WASHINGTON (AP) -- The Food and Drug Administration on Wednesday approved a new cancer drug from Gilead Sciences to treat three types of blood cancer.

Regulators approved the drug for patients with forms of chronic lymphocytic leukemia, follicular lymphoma and small lymphocytic lymphoma. The cancers affect an estimated 200,000 patients in the U.S., according to Gilead.

The company's tablet, Zydelig, works by blocking signals inside some cancer cells that allow them to grow and survive.

"In less than a year, we have seen considerable progress in the availability of treatments for chronic lymphocytic leukemia," said FDA's director for cancer drugs, Dr.

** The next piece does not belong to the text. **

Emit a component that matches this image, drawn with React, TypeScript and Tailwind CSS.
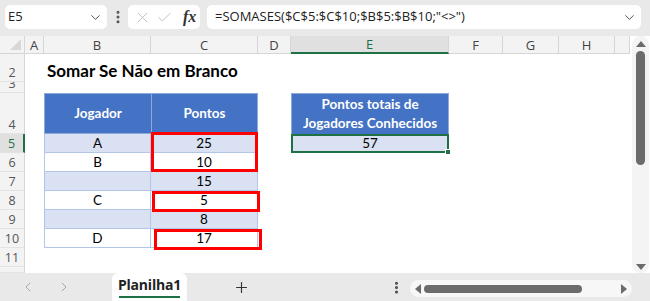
import { ChevronDown, EllipsisVertical, X, Check, ChevronLeft, ChevronRight, Plus } from "lucide-react";

const ui = "font-['Open_Sans',sans-serif]";
const cell = "font-['Lato','Liberation_Sans',sans-serif]";

const colLabels = ["A", "B", "C", "D", "E", "F", "G", "H", ""];

const body = [
  { r: 5, b: "A", c: "25", band: true },
  { r: 6, b: "B", c: "10", band: false },
  { r: 7, b: "", c: "15", band: true },
  { r: 8, b: "C", c: "5", band: false },
  { r: 9, b: "", c: "8", band: true },
  { r: 10, b: "D", c: "17", band: false },
];

function RowHead({ n, active }: { n: number | string; active?: boolean }) {
  return (
    <div
      className={`flex items-end justify-center overflow-hidden text-[12.5px] leading-[17px] ${ui} ${
        active
          ? "bg-[#e0e0e0] text-[#1e7145] border-r-2 border-[#1e7145]"
          : "bg-[#f3f3f3] text-[#555] border-r border-[#d6d6d6]"
      } border-b border-b-[#e3e3e3]`}
    >
      {n}
    </div>
  );
}

const Empty = () => <div className="bg-white" />;

export default function App() {
  return (
    <div className={`w-[650px] h-[301px] bg-[#e9e9e9] flex flex-col overflow-hidden ${ui}`}>
      {/* formula bar */}
      <div className="h-[36px] flex items-start pt-[5px] pl-[5px] pr-[9px] text-[13px] text-[#222]">
        <div className="w-[102px] h-[24px] bg-white rounded-[5px] flex items-center justify-between pl-[3px] pr-[4px]">
          <span>E5</span>
          <ChevronDown size={15} strokeWidth={1.5} className="text-[#444]" />
        </div>
        <div className="w-[21px] h-[24px] flex items-center justify-center">
          <EllipsisVertical size={16} strokeWidth={2.5} className="text-[#555]" />
        </div>
        <div className="w-[72px] h-[24px] bg-white rounded-[5px] flex items-center pl-[6px] gap-[5px]">
          <X size={17} strokeWidth={1.2} className="text-[#b5b5b5]" />
          <Check size={17} strokeWidth={1.2} className="text-[#b5b5b5]" />
          <span className="ml-[5px] font-['Liberation_Serif',serif] italic font-bold text-[16px] text-[#333] leading-none">
            fx
          </span>
        </div>
        <div className="ml-[7px] flex-1 h-[24px] bg-white rounded-[5px] flex items-center justify-between pl-[8px] pr-[4px]">
          <span>=SOMASES($C$5:$C$10;$B$5:$B$10;"&lt;&gt;")</span>
          <ChevronDown size={15} strokeWidth={1.5} className="text-[#444]" />
        </div>
      </div>

      {/* sheet + vertical scrollbar */}
      <div className="flex-1 flex min-h-0">
        <div className="relative flex-1 grid grid-cols-[25px_19px_107px_107px_33px_158px_54px_56px_56px_1fr] grid-rows-[18px_28px_11px_41px_19px_19px_19px_19px_19px_19px_19px_1fr] bg-white overflow-hidden">
          {/* column headers */}
          <div className="bg-[#f3f3f3] border-r border-b border-[#d6d6d6] flex items-end justify-end p-[3px]">
            <div className="w-0 h-0 border-l-[11px] border-l-transparent border-b-[11px] border-b-[#d8d8d8]" />
          </div>
          {colLabels.map((c, i) =>
            c === "E" ? (
              <div
                key={i}
                className="bg-[#e0e0e0] text-[#1e7145] border-b-2 border-[#1e7145] border-r border-r-[#d6d6d6] flex items-center justify-center text-[13px] leading-[16px]"
              >
                {c}
              </div>
            ) : (
              <div
                key={i}
                className="bg-[#f3f3f3] text-[#444] border-b border-r border-[#d6d6d6] flex items-center justify-center text-[13px] leading-[16px]"
              >
                {c}
              </div>
            )
          )}

          {/* row 2: title */}
          <RowHead n={2} />
          <Empty />
          <div className="bg-white flex items-end pl-[3px] overflow-visible whitespace-nowrap z-10">
            <span className={`${cell} font-bold text-[17px] leading-[22px] text-black`}>Somar Se Não em Branco</span>
          </div>
          {Array.from({ length: 7 }).map((_, i) => (
            <Empty key={i} />
          ))}

          {/* row 3 */}
          <RowHead n={3} />
          {Array.from({ length: 9 }).map((_, i) => (
            <Empty key={i} />
          ))}

          {/* row 4: headers */}
          <RowHead n={4} />
          <Empty />
          <div className={`bg-[#4472c4] border border-r-0 border-[#8eaadb] flex items-center justify-center text-white font-bold text-[13.5px] ${cell}`}>
            Jogador
          </div>
          <div className={`bg-[#4472c4] border border-[#8eaadb] flex items-center justify-center text-white font-bold text-[13.5px] ${cell}`}>
            Pontos
          </div>
          <Empty />
          <div className={`bg-[#4472c4] border border-b-0 border-[#8eaadb] flex items-center justify-center text-center text-white font-bold text-[13.5px] leading-[19px] ${cell}`}>
            Pontos totais de
            <br />
            Jogadores Conhecidos
          </div>
          {Array.from({ length: 4 }).map((_, i) => (
            <Empty key={i} />
          ))}

          {/* rows 5-10 */}
          {body.map((row) => {
            const bg = row.band ? "bg-[#d9e1f2]" : "bg-white";
            return [
              <RowHead key={`h${row.r}`} n={row.r} active={row.r === 5} />,
              <Empty key={`a${row.r}`} />,
              <div
                key={`b${row.r}`}
                className={`${bg} border-l border-b border-r border-[#b4c6e7] flex items-center justify-center text-[13.5px] text-black ${cell}`}
              >
                {row.b}
              </div>,
              <div
                key={`c${row.r}`}
                className={`${bg} border-b border-r border-[#b4c6e7] flex items-center justify-center text-[13.5px] text-black ${cell}`}
              >
                {row.c}
              </div>,
              <Empty key={`d${row.r}`} />,
              row.r === 5 ? (
                <div
                  key="e5"
                  className={`relative bg-[#d9e1f2] border-2 border-[#1e7145] flex items-center justify-center text-[13.5px] text-black ${cell}`}
                >
                  57
                  <div className="absolute -right-[4px] -bottom-[4px] w-[6px] h-[6px] bg-[#1e7145] border border-white" />
                </div>
              ) : (
                <Empty key={`e${row.r}`} />
              ),
              <Empty key={`f${row.r}`} />,
              <Empty key={`g${row.r}`} />,
              <Empty key={`hh${row.r}`} />,
              <Empty key={`i${row.r}`} />,
            ];
          })}

          {/* row 11 */}
          <RowHead n={11} />
          {Array.from({ length: 9 }).map((_, i) => (
            <Empty key={i} />
          ))}
          {/* row 12 (cut) */}
          <RowHead n="" />
          {Array.from({ length: 9 }).map((_, i) => (
            <Empty key={i} />
          ))}

          {/* red highlight boxes */}
          <div className="absolute left-[151px] top-[96px] w-[107px] h-[40px] border-[3px] border-[#ff0000]" />
          <div className="absolute left-[152px] top-[155px] w-[108px] h-[21px] border-[3px] border-[#ff0000]" />
          <div className="absolute left-[154px] top-[193px] w-[108px] h-[21px] border-[3px] border-[#ff0000]" />
        </div>

        {/* vertical scrollbar */}
        <div className="w-[20px] bg-white flex pl-[2px] pr-[1px]">
          <div className="flex-1 bg-[#f4f4f4] rounded-full flex flex-col items-center pt-[5px] pb-[3px]">
            <div className="w-0 h-0 border-l-[5px] border-r-[5px] border-b-[6px] border-l-transparent border-r-transparent border-b-[#6b6b6b]" />
            <div className="mt-[4px] w-[9px] h-[114px] rounded-full bg-[#6b6b6b]" />
            <div className="flex-1" />
            <div className="w-0 h-0 border-l-[5px] border-r-[5px] border-t-[6px] border-l-transparent border-r-transparent border-t-[#6b6b6b]" />
          </div>
        </div>
      </div>

      {/* sheet tabs bar */}
      <div className="h-[28px] flex items-stretch bg-[#e9e9e9]">
        <div className="w-[110px] flex items-center gap-[20px] pl-[20px] text-[#a8a8a8]">
          <ChevronLeft size={16} strokeWidth={1.5} />
          <ChevronRight size={16} strokeWidth={1.5} />
        </div>
        <div className="ml-[2px] w-[75px] bg-white rounded-t-[6px] flex flex-col items-center justify-center">
          <span className="font-bold text-[14px] leading-[18px] text-[#222] tracking-[-0.2px]">Planilha1</span>
          <div className="mt-[2px] w-[61px] h-[2px] bg-[#1e7145]" />
        </div>
        <div className="w-[108px] flex items-center justify-center text-[#333]">
          <Plus size={17} strokeWidth={1.6} />
        </div>
        <div className="flex-1" />
        <div className="w-[28px] flex items-center justify-center">
          <EllipsisVertical size={15} strokeWidth={2.8} className="text-[#444]" />
        </div>
        <div className="w-[222px] my-[7px] mb-[4px] bg-[#f7f7f7] rounded-full flex items-center px-[5px] gap-[3px]">
          <div className="w-0 h-0 border-t-[5px] border-b-[5px] border-r-[6px] border-t-transparent border-b-transparent border-r-[#6b6b6b]" />
          <div className="w-[158px] h-[8px] rounded-full bg-[#6b6b6b]" />
          <div className="flex-1" />
          <div className="w-0 h-0 border-t-[5px] border-b-[5px] border-l-[6px] border-t-transparent border-b-transparent border-l-[#6b6b6b]" />
        </div>
        <div className="w-[18px]" />
      </div>
    </div>
  );
}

Richard Pazdur.

The FDA has approved three other drugs for the disease in the last year: Roche's Gazyva, Janssen Pharmaceutical's Imbruvica and GlaxoSmithKline's Arzerra.

Lymphocytic leukemia first invades bone marrow cells before spreading to the blood and other parts of the body, including the liver and lymph nodes.

The FDA approved Zydelig for leukemia based on a study showing that adding the drug to another cancer therapy, Rituxan, slowed cancer progression. Researchers halted the study early when it became clear the drug was working. FDA said patients taking the Zydelig combination had the potential to live 10.7 months without their disease progressing, compared with about 5.5 months for patients taking Rituxan alone.

The drug will carry a boxed warning, the strongest type, about potentially fatal side effects, including liver toxicity, diarrhea and colon inflammation.

More common side effects with the drug include diarrhea, fever, fatigue, nausea, cough, pneumonia, chills and rash. The drug also frequently lowers white blood cell levels and raises blood sugar.

The Foster City, Calif.-based Gilead Sciences makes an array of antiviral medications used to treat HIV including Atripla, Truvada, and Stribild. The company has also made headlines this year with its breakthrough Hepatitis C drug, Sovaldi, which posted sales of $2.3 billion for the first quarter.

Analysts have estimated Zydelig could eventually reach annual sales between $1 billion and $2 billion per year.